Langsung ke konten utama

Penyakit Anak Muda




Woks

Sejak dulu membedakan sikap orang tua dan anak muda sangat mudah. Misalnya dulu orang tua selalu bijak dan nampak berkharisma dan anak muda selalu ugal-ugalan maka era saat ini bisa sangat mungkin terbalik. Lewat piranti teknologi dan zaman yang serba instan justru mempercepat penuaan baik bagi kaum muda maupun mereka yang sudah tua.

Antara kaum muda dan tua era saat ini sudah tak ada bedanya. Bahkan saat ini orang tua pun serasa bagai kaum muda terus karena mereka mengikuti trend zamanya. Lebih lagi anak muda, saat ini sangat sulit dikendalikan. Misalnya saja soal fashion, soal selera makan hingga soal etika anak muda kini lebih sering banyak "njawab" nya. Hal-hal apapun bisa dijawab oleh anak muda maka tidak salah jika membangkang dan tidak ingin diatur adalah ciri anak muda yang kolot dan kaku. Hal itu terjadi secara alamiah karena mereka merasa tau akan banyak hal.
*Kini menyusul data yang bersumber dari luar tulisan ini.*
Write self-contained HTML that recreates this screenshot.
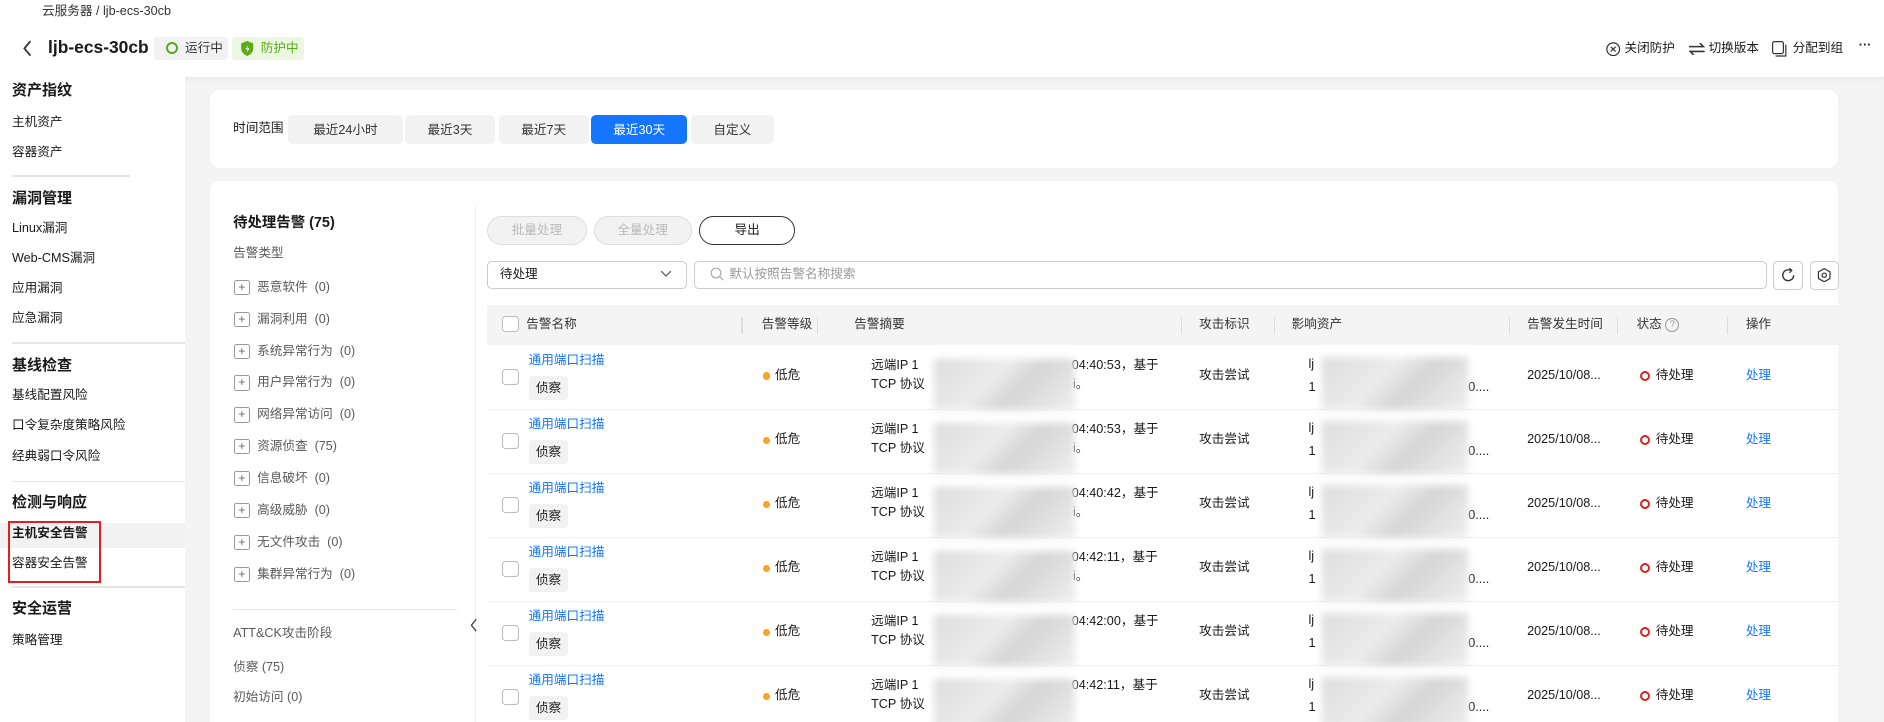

Lagi-lagi teknologi dan filtrasi yang lemah menjadikan pemuda lebih mudah "nguyahi segara" dari pada diam dan dengarkan. Maka saat ini memberi nasihat anak muda harus ekstra pelan-pelan. Karena jika tidak begitu mereka ibarat bambu yang dipaksakan akan patah. Salah satu kalimat persuasif yang sering kita dengar untuk "nuturi" anak muda misalnya, "Orang-orang yang sering begadang dan selalu bercumbu bersama gawai adalah tipe manusia yang tidak bijak. mereka egois terhadap diri sendiri karena tidak memberi hak otonomi kepada tubuh. Akibatnya penyakit menyerang dan lagi-lagi Tuhan yang disalahkan. andai mereka lebih bijak soal ini maka segala hal bisa diminimalisir".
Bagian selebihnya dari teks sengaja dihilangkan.